The interactive version of The American War includes the following features:
- Filmed debates between the others on topics such as the “inevitability” of secession, war, and Confederate defeat.
- 40+ interview-style videos embedded within the textbook, including a dozen that feature Gary Gallagher on location at several battlefield sites.
- 100+ hyperlinks to important online resources.
- PowerPoint slide presentations available as an instructor resource at the end of each chapter.
- Chapter quizzes available for easy upload to any LMS.
- Embedded reading comprehension questions.
Table of Contents
This chapter surveys the late antebellum period and carries the narrative through the election of Lincoln, the secession of the Lower South, and the firing on Fort Sumter.
This chapter covers the secession of the Upper South, the struggle for the Border States, and the mobilization of resources, strategic planning, and early military campaigns. It addresses factors such as manpower, industrial capacity, geography, historical precedent, and European reaction as elements in handicapping the conflict.
This chapter charts the huge swings of momentum on the battlefield between the winter of 1861 and the winter of 1862; introduces students to key figures such as U. S. Grant, R. E. Lee, and George B. McClellan; discusses battles such as Shiloh, the Seven Days, and Antietam; and brings to the fore the concept of contingency.
This chapter explores the profoundly important concept of the citizen-soldier-which played an equally critical role in both the United States and the Confederacy. More than half of all men who served were true volunteers who entered service before conscription had been imposed.
This chapter builds on material in earlier chapters to explore the process by which emancipation came to be a non-negotiable war aim for the United States.
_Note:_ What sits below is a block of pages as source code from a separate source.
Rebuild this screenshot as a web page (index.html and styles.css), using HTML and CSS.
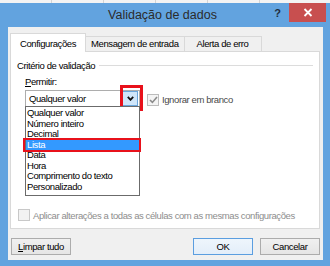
FILE: index.html
```html
<!DOCTYPE html>
<html lang="pt">
<head>
    <meta charset="UTF-8">
    <title>Validação de dados</title>
    <link rel="stylesheet" href="styles.css">
</head>
<body>
    <div class="sheet-strip">
        <span></span><span></span><span></span><span></span><span></span>
    </div>

    <div class="window">
        <div class="titlebar">
            <div class="title">Validação de dados</div>
            <div class="help">?</div>
            <div class="close">
                <svg width="10" height="9" viewBox="0 0 10 9">
                    <path d="M1.5 1 L8.5 8 M8.5 1 L1.5 8" stroke="#fff" stroke-width="1.8" fill="none"/>
                </svg>
            </div>
        </div>

        <div class="client">
            <div class="tabs">
                <div class="tab active">Configurações</div>
                <div class="tab tab-msg">Mensagem de entrada</div>
                <div class="tab tab-alert">Alerta de erro</div>
            </div>

            <div class="panel">
                <div class="group-title">
                    <span>Critério de validação</span>
                    <div class="group-line"></div>
                </div>

                <div class="field-label"><u>P</u>ermitir:</div>

                <div class="combo-row">
                    <div class="combo">
                        <div class="combo-value">Qualquer valor</div>
                        <div class="combo-btn">
                            <svg width="7" height="5" viewBox="0 0 7 5">
                                <path d="M0.8 0.8 L3.5 3.8 L6.2 0.8" stroke="#111" stroke-width="1.8" fill="none"/>
                            </svg>
                        </div>
                        <div class="mark mark-btn"></div>

                        <ul class="dropdown">
                            <li>Qualquer valor</li>
                            <li>Número inteiro</li>
                            <li>Decimal</li>
                            <li class="selected">Lista<div class="mark mark-item"></div></li>
                            <li>Data</li>
                            <li>Hora</li>
                            <li>Comprimento do texto</li>
                            <li>Personalizado</li>
                        </ul>
                    </div>

                    <label class="check">
                        <span class="box">
                            <svg width="9" height="8" viewBox="0 0 9 8">
                                <path d="M1 4 L3.4 6.4 L8 1" stroke="#8a8a8a" stroke-width="1.6" fill="none"/>
                            </svg>
                        </span>
                        <span class="check-text">Ignorar em branco</span>
                    </label>
                </div>

                <label class="check apply">
                    <span class="box"></span>
                    <span class="check-text disabled">Aplicar alterações a todas as células com as mesmas configurações</span>
                </label>
            </div>

            <div class="footer">
                <button class="btn"><u>L</u>impar tudo</button>
                <div class="footer-right">
                    <button class="btn default">OK</button>
                    <button class="btn">Cancelar</button>
                </div>
            </div>
        </div>
    </div>
</body>
</html>
```

FILE: styles.css
```css
* {
    box-sizing: border-box;
}

body {
    margin: 0;
    width: 330px;
    height: 266px;
    overflow: hidden;
    background: #62a3df;
    font-family: "Liberation Sans", Arial, sans-serif;
    font-size: 9.5px;
    letter-spacing: -0.4px;
    color: #000;
}

.sheet-strip {
    height: 3px;
    background: #f3f3f3;
    display: flex;
}

.sheet-strip span {
    width: 52px;
    border-right: 1px solid #d4d4d4;
}

.window {
    background: #62a3df;
    height: 263px;
    display: flex;
    flex-direction: column;
}

/* title bar */
.titlebar {
    height: 24px;
    display: flex;
    align-items: flex-start;
}

.title {
    flex: 1;
    padding-left: 58px;
    text-align: center;
    font-size: 12.5px;
    letter-spacing: 0;
    line-height: 24px;
    color: #2b2b2b;
}

.help {
    width: 14px;
    margin: 4px 8px 0 0;
    text-align: right;
    font-weight: bold;
    font-size: 11px;
    letter-spacing: 0;
    color: #1f2d3d;
}

.close {
    width: 37px;
    height: 19px;
    margin-right: 4px;
    background: #c84f4f;
    display: flex;
    align-items: center;
    justify-content: center;
}

/* client area */
.client {
    margin: 0 7px 6px 8px;
    flex: 1;
    background: #f0f0f0;
    padding: 6px 3px 0 2px;
    display: flex;
    flex-direction: column;
}

.tabs {
    display: flex;
    align-items: flex-end;
    height: 18px;
    position: relative;
    z-index: 1;
}

.tab {
    height: 15px;
    padding: 0 9px;
    border: 1px solid #d9d9d9;
    border-bottom: none;
    background: #f0f0f0;
    line-height: 14px;
    margin-left: -1px;
}

.tab-msg {
    padding: 0 5px;
}

.tab-alert {
    padding: 0 12px;
}

.tab:first-child {
    margin-left: 0;
}

.tab.active {
    height: 19px;
    margin-bottom: -1px;
    background: #fff;
    line-height: 19px;
    padding: 0 9px;
}

.panel {
    height: 178px;
    border: 1px solid #d9d9d9;
    background: #fff;
    padding: 7px 6px 0 6px;
    display: flex;
    flex-direction: column;
    position: relative;
}

.group-title {
    display: flex;
    align-items: center;
    height: 12px;
}

.group-title span {
    padding-right: 4px;
}

.group-line {
    flex: 1;
    height: 1px;
    background: #dcdcdc;
}

.field-label {
    margin: 5px 0 0 8px;
    height: 12px;
    line-height: 12px;
}

.combo-row {
    display: flex;
    align-items: center;
    margin: 2px 0 0 8px;
}

.combo {
    width: 115px;
    height: 17px;
    border: 1px solid #adadad;
    background: #fff;
    display: flex;
    align-items: center;
    position: relative;
}

.combo-value {
    flex: 1;
    padding-left: 3px;
}

.combo-btn {
    width: 16px;
    height: 15px;
    margin-right: 1px;
    background: #cfe6fa;
    border: 1px solid #69a6dc;
    display: flex;
    align-items: center;
    justify-content: center;
}

.mark {
    position: absolute;
    border: 3px solid #e8111b;
}

.mark-btn {
    right: -4px;
    top: -6px;
    width: 23px;
    height: 26px;
}

.dropdown {
    position: absolute;
    left: -1px;
    top: 15px;
    width: 115px;
    height: 90px;
    margin: 0;
    padding: 1px 0 2px 0;
    list-style: none;
    border: 1px solid #6b6b6b;
    background: #fff;
    z-index: 2;
}

.dropdown li {
    height: 10.5px;
    line-height: 10.5px;
    padding-left: 1px;
    position: relative;
}

.dropdown li.selected {
    background: #3399ff;
    color: #fff;
}

.mark-item {
    border-width: 2px;
    left: -3px;
    right: -2px;
    top: -2px;
    bottom: -2px;
}

.check {
    display: flex;
    align-items: center;
}

.check .box {
    width: 12px;
    height: 12px;
    border: 1px solid #bcbcbc;
    background: #f4f4f4;
    display: flex;
    align-items: center;
    justify-content: center;
    margin-right: 3px;
}

.combo-row .check {
    margin-left: 7px;
    margin-top: 2px;
    color: #4a4a4a;
}

.apply {
    margin: auto 0 7px 1px;
}

.apply .box {
    border-color: #c8c8c8;
    background: #f2f2f2;
}

.check-text.disabled {
    color: #8d8d8d;
}

/* buttons */
.footer {
    display: flex;
    justify-content: space-between;
    margin-top: 9px;
    padding-left: 1px;
}

.footer-right {
    display: flex;
    gap: 7px;
}

.btn {
    width: 60px;
    height: 17px;
    padding: 0;
    font-family: inherit;
    font-size: 9.5px;
    letter-spacing: -0.4px;
    color: #000;
    border: 1px solid #acacac;
    background: linear-gradient(#f0f0f0, #e5e5e5);
}

.btn.default {
    border-color: #5b9ee0;
    background: linear-gradient(#eef5fc, #e3eef9);
}
```
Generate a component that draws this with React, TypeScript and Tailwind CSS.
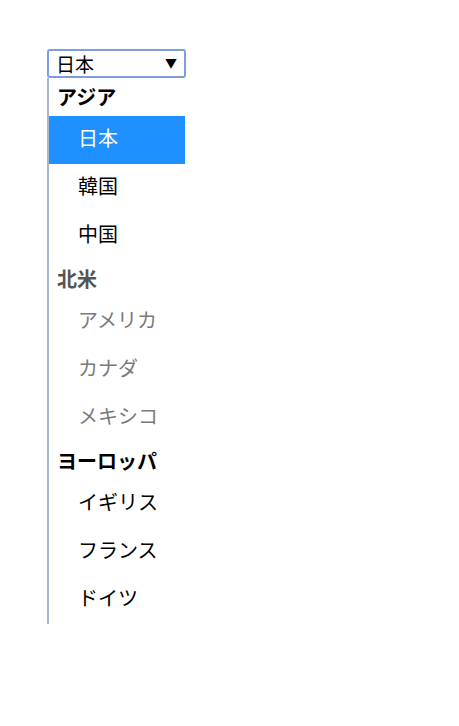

It makes clear that until very late in the conflict emancipation was uncertain-the war could have ended with slavery largely intact and with few black men in uniform.
This chapter focuses on the year that often is described as the time when fortunes turned irrevocably toward United States victory-with Gettysburg and Vicksburg serving as twin turning points that doomed the Confederacy. In this chapter, a more complex reading of the period is presented-which also included massive anti-draft and anti-African American riots in New York City that highlighted political turmoil on the Union home front and continuing resolve across much of the Confederacy.
This chapter describes the sense of nation that imbued both war efforts, the massive expansion of central power in the Confederacy, the impressive– but less striking–expansion of federal power in the United States, and the need to engage the conflict as a war between two modern nation states rather than as a bloody uprising by one segment of the American population.
This chapter examines the varying experiences of different groups of women, white and black, behind the lines in the United States and the Confederacy (proximity to armies played a crucial role here). It explores the movement of women into different workspaces, black and white refugees in the Confederacy, and the degree to which women supported the respective war efforts.
This chapter examines the last year of the war with a focus on U. S. Grant’s strategic planning and execution. It reinforces the theme of contingency, showing how the summer of 1864 represented the lowest point of Union morale for the war and how emancipation, even at that late date, was not a sure thing.
This chapter describes the peace agreement signed at Appomattox Court House in 1865 that achieved the United States’ goals of reunion and emancipation, and then explores the aims of northern whites, southern whites, and the freed people in the immediate aftermath of war.
This chapter examines how Republicans fared in implementing congressional Reconstruction in the southern states from 1868 to 1876.
This chapter outlines the emergence of the major memory traditions of the Civil War — Union, the Lost Cause, Emancipation, and Reconciliation.